Specifically, the flexibility of self-driving vehicles (SDVs) make them a great solution to the wastes associated with manual material movement. SDVs work with existing infrastructure to be up and running in a facility within a day, so employees can more efficiently remain working at their station, while the SDV does the dull material transport work. Since SDVs move on-demand, they can reduce the wasted floor space that results from unnecessary manual material movement. See how GE Healthcare increased their productive floor space by 66%.

4. Excessive Lineside Inventory Brings Unnecessary Clutter

Many companies find themselves with too much lineside inventory that’s not yet required. The extra components waiting to be used can cause clutter that limits efficiency. Unnecessary inventory held by companies can cost millions of dollars.

Self-driving vehicles reduce the amount of lineside inventory necessary by delivering what’s needed on-demand. In particular, self-driving vehicles can be used to deliver pre-assembled kits containing the exact number of parts needed to fulfill orders.

Steve Banker, Vice President of Supply Chain Services at ARC Advisory Group, published a projection of the possible cost savings associated with a faster inventory turnaround.
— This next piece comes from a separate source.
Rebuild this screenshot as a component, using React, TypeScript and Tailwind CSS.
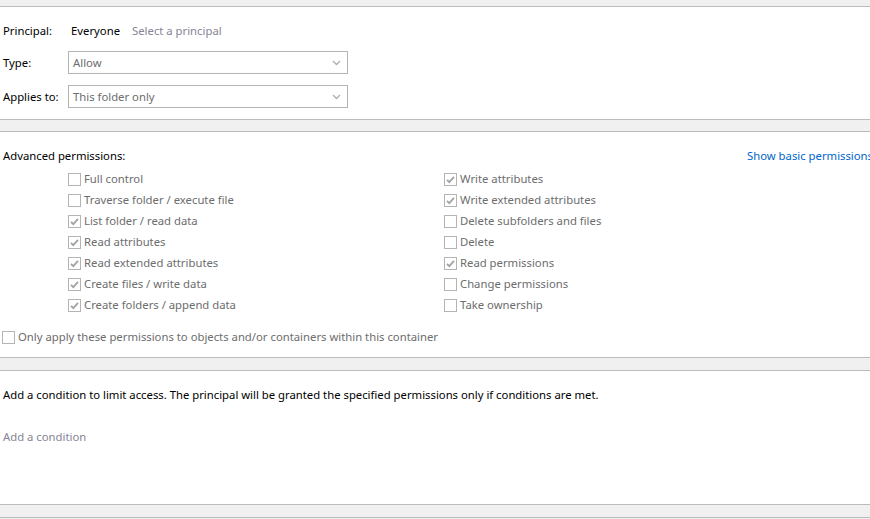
import React from "react";

const Check = ({ checked }: { checked: boolean }) => (
  <span className="flex h-[13px] w-[13px] shrink-0 items-center justify-center border border-[#b4b4b4] bg-white">
    {checked && (
      <svg width="11" height="11" viewBox="0 0 11 11">
        <path d="M2 5.8 L4.3 8.2 L9 2.8" fill="none" stroke="#a3a3a3" strokeWidth="1.8" />
      </svg>
    )}
  </span>
);

const Row = ({ label, checked }: { label: string; checked: boolean }) => (
  <div className="flex h-[21px] items-center gap-[3px] text-[#6d6d6d]">
    <Check checked={checked} />
    <span className="whitespace-nowrap">{label}</span>
  </div>
);

const Select = ({ value }: { value: string }) => (
  <div className="flex h-[23px] w-[280px] items-center justify-between border border-[#b4b4b4] bg-white pl-[4px] pr-[6px] text-[#6d6d6d]">
    <span className="pt-[1px]">{value}</span>
    <svg width="9" height="6" viewBox="0 0 9 6">
      <path d="M1 1 L4.5 4.5 L8 1" fill="none" stroke="#b0b0b0" strokeWidth="1.4" />
    </svg>
  </div>
);

export default function App() {
  const left: [string, boolean][] = [
    ["Full control", false],
    ["Traverse folder / execute file", false],
    ["List folder / read data", true],
    ["Read attributes", true],
    ["Read extended attributes", true],
    ["Create files / write data", true],
    ["Create folders / append data", true],
  ];
  const right: [string, boolean][] = [
    ["Write attributes", true],
    ["Write extended attributes", true],
    ["Delete subfolders and files", false],
    ["Delete", false],
    ["Read permissions", true],
    ["Change permissions", false],
    ["Take ownership", false],
  ];
  return (
    <div
      className="flex h-[519px] w-[870px] flex-col overflow-hidden bg-[#f0f0f0] text-[11.3px] text-black"
      style={{ fontFamily: '"Segoe UI", "Noto Sans", sans-serif' }}
    >
      <div className="h-[7px] shrink-0 border-b border-[#bcbcbc] bg-[#f0f0f0]" />
      <div className="flex h-[112px] shrink-0 flex-col bg-white pl-[3px] pt-[15px]">
        <div className="flex h-[18px] items-center">
          <span className="w-[68px]">Principal:</span>
          <span>Everyone</span>
          <span className="ml-[12px] text-[#858595]">Select a principal</span>
        </div>
        <div className="mt-[11px] flex items-center">
          <span className="w-[65px] pt-[1px]">Type:</span>
          <Select value="Allow" />
        </div>
        <div className="mt-[11px] flex items-center">
          <span className="w-[65px] pt-[1px]">Applies to:</span>
          <Select value="This folder only" />
        </div>
      </div>
      <div className="h-[13px] shrink-0 border-y border-[#bcbcbc] bg-[#f0f0f0]" />
      <div className="flex h-[225px] shrink-0 flex-col bg-white pt-[14px]">
        <div className="flex h-[21px] items-center pl-[3px]">
          <span className="w-[744px] shrink-0">Advanced permissions:</span>
          <span className="whitespace-nowrap text-[#0066cc]">Show basic permissions</span>
        </div>
        <div className="mt-[2px] grid grid-cols-[376px_1fr] pl-[68px]">
          <div className="flex flex-col">
            {left.map(([l, c]) => (
              <Row key={l} label={l} checked={c} />
            ))}
          </div>
          <div className="flex flex-col">
            {right.map(([l, c]) => (
              <Row key={l} label={l} checked={c} />
            ))}
          </div>
        </div>
        <div className="mt-[11px] pl-[2px]">
          <Row label="Only apply these permissions to objects and/or containers within this container" checked={false} />
        </div>
      </div>
      <div className="h-[14px] shrink-0 border-y border-[#bcbcbc] bg-[#f0f0f0]" />
      <div className="flex h-[133px] shrink-0 flex-col bg-white pl-[3px] pt-[13px]">
        <div className="flex h-[21px] items-center pt-[1px]">
          Add a condition to limit access. The principal will be granted the specified permissions only if conditions are met.
        </div>
        <div className="mt-[21px] flex h-[21px] items-center pt-[1px] text-[#858595]">Add a condition</div>
      </div>
      <div className="h-[14px] shrink-0 border-y border-[#bcbcbc] bg-[#f0f0f0]" />
      <div className="flex-1 bg-[#f0f0f0]" />
    </div>
  );
}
He calculated annual savings of $65 million, and a two-year payback period from inventory savings of $130 million.

Inventory Paybacks

Table 1: Banker's projection of the possible cost savings associated with faster inventory turnaround, which can be achieved through automation.

Becoming a Factory of the Future

The four main sources of waste are causing inefficiencies in factories and warehouses globally; however, Industry 4.0 technologies, such as automation through SDVs, can reduce the waste in facilities and help those facilities become a factory of the future.